The window is open from now through September for the informal route, and November through March 31, 2027 for the formal Board of Revision route. Do not sit on this until August.

Adam Geuy at NextHome Experience. 937-239-2919.

Sources

Franklin County Auditor, "Tentative Property Values Now Available Online," press release dated June 9, 2026. Franklin County Auditor 2026 Triennial Guide. Franklin County Auditor Board of Revision FAQ. Franklin County Auditor 2025 Property Tax Rates for 2026 collection (official rate tables). Ohio Legislative Service Commission, Final Analysis of H.B. 186, 136th General Assembly, dated January 16, 2026. Per-district tentative value averages cited here are sourced from the Auditor's June 9 press release range (5% to 15%) and from Axios Columbus reporting dated May 20, 2026 attributed to the Auditor's Office for the specific suburbs named. Live per-parcel and per-district numbers should be pulled at audr-kyhv.franklincountyohio.gov.

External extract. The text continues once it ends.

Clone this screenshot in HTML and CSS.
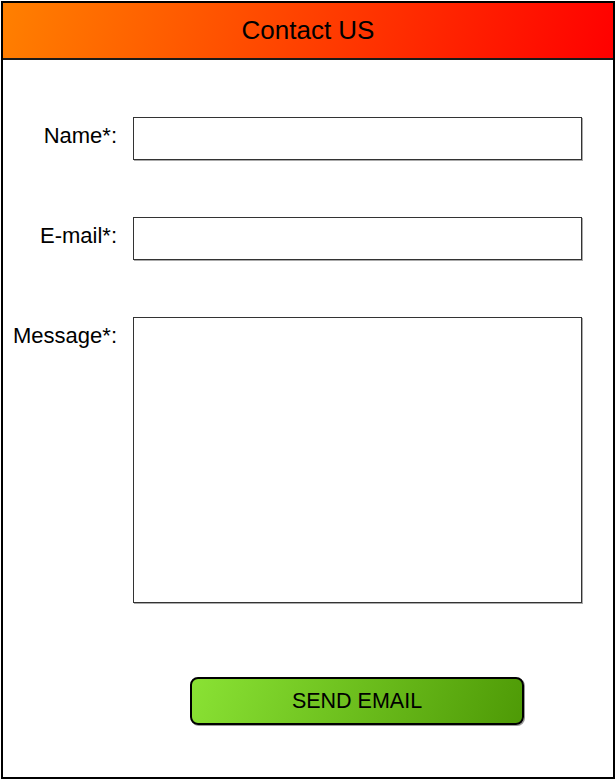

Frequently Asked Questions

Does a higher 2026 property value mean my Franklin County tax bill goes up the same amount?

No. Ohio's HB 920 reduction factor recalculates effective millage on most voted operating levies after a reappraisal so the total dollars collected from each pre-existing levy stay roughly flat. A value jump in a typical non-floor district does not produce a matching bill jump. The compounding mainly happens in districts at the 20-mill floor and on any new operating levy that passes during the cycle.

What is the deadline to appeal my 2026 Franklin County property value?

Use the Auditor's informal Property Value Review window first, running July through September 2026 by appointment. If that does not resolve it, you file a formal complaint with the Franklin County Board of Revision on DTE Form 1 between November 2026 and March 31, 2027. There are no extensions.